复合多铁性材料的电场调控磁性研究对于理解凝聚态物质电磁耦合规律和机理以及开发新型信息存储器件有重要意义。常规层状磁性/铁电多铁性结构的室温电场调控磁性效应大都较弱且是易失性的，并要外加偏置磁场。为解决该难题，本项目采用反铁磁插层技术、并用铁磁/反铁磁周期性多层膜结构的累积交换偏置场来增强无偏置磁场下的逆磁电耦合效应，结合电场调控弛豫铁电体电畴状态而诱导的非挥发性应变，实现磁化强度非易失性的180度翻转。具体利用测磁手段和微磁模拟研究该异质结单向磁各向异性(交换偏置)、单轴磁各向异性、磁弹各向异性的竞争关系及其随铁磁/反铁磁多层膜的周期和厚度、电场诱导应变的变化关系，考察磁化强度翻转、非挥发性应变与铁电极化翻转的关联，揭示交换偏置场、磁各向异性和磁化强度翻转的电场调控规律，进一步利用同步辐射衍射和吸收谱技术阐明无偏置磁场、非挥发性电场调控磁化强度翻转的微结构起源和电子结构机制。
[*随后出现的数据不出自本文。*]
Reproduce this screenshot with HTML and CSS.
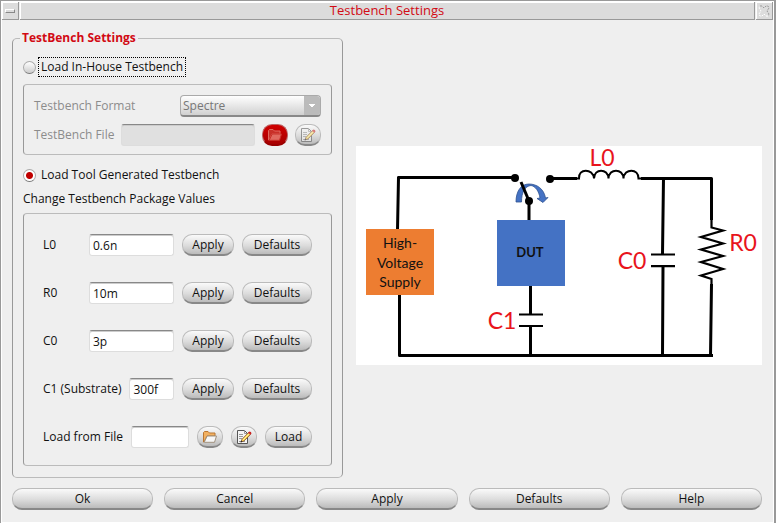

IT技术突飞猛进的发展离不开信息存储技术的进步，同时实现高密度、低功耗、非挥发性以及高速存储是人们梦寐以求的目标。为此，科学家提出了使用电场来调控磁性状态，从而实现磁性存储单元的信息写入与擦除。电场调控磁性的优势在于：局域化的电场可大幅降低读写功耗、提高存储密度和信息存取速度。因此，电场调控磁性研究不仅仅对理解复合多铁性材料磁电耦合规律和机理有重要意义，也为设计和开发高密度、低功耗、非挥发性以及高速存储器件提供新途径。本项目针对常规层状磁性/铁电多铁性结构的室温电场调控磁性效应弱、易失性、需要外加偏置磁场等缺点，提出了利用铁磁/反铁磁多层膜结构诱导交换偏置场的途径，增强了无偏置磁场下的磁电耦合效应；结合电场调控弛豫铁电体电畴状态而诱导的非挥发性应变，实现磁化强度非易失性的180度翻转。本项目经过三年的努力取得了一系列研究成果，主要有：一、利用磁退火在CoFeB/PMN-PT多铁性异质结中诱导出单轴各向异性，在无偏置磁场下，发现了电场调控CoFeB磁化强度翻转的效应明显增强，还发现了非挥发性的磁化强度翻转；二、研究了以CoFeB/MgO/(CoFeB(t1)/IrMn(t2))n/PMN-PT为代表的多铁性异质结中的电场调控磁性，揭示了磁退火诱导的单轴各向异性能、电场诱导的磁弹各向异性能和Zeeman能之间的竞争规律，找到了利用PMN-PT铁弹翻转实现CoFeB非挥发性磁化强度180o旋转的途径；进一步，在上述研究工作的基础上，我们拓展研究了FePt/PMN-PT多铁性异质结奇异霍尔效应的电场调控行为，获得了非挥发性的高低霍尔电阻态，同时，在VO2/PMN-PT多铁性异质结中发现了电场动态调控的金属-绝缘体转变行为。本项目设计和制备了高质量的多层铁磁薄膜结构、关联电子体系薄膜构成的多铁性异质结，实现了多铁性异质结磁化强度的180度翻转、非挥发性的霍尔电阻态和动态的金属-绝缘体转变电场调控磁性，为开发新型磁电存储器件提供了新思路。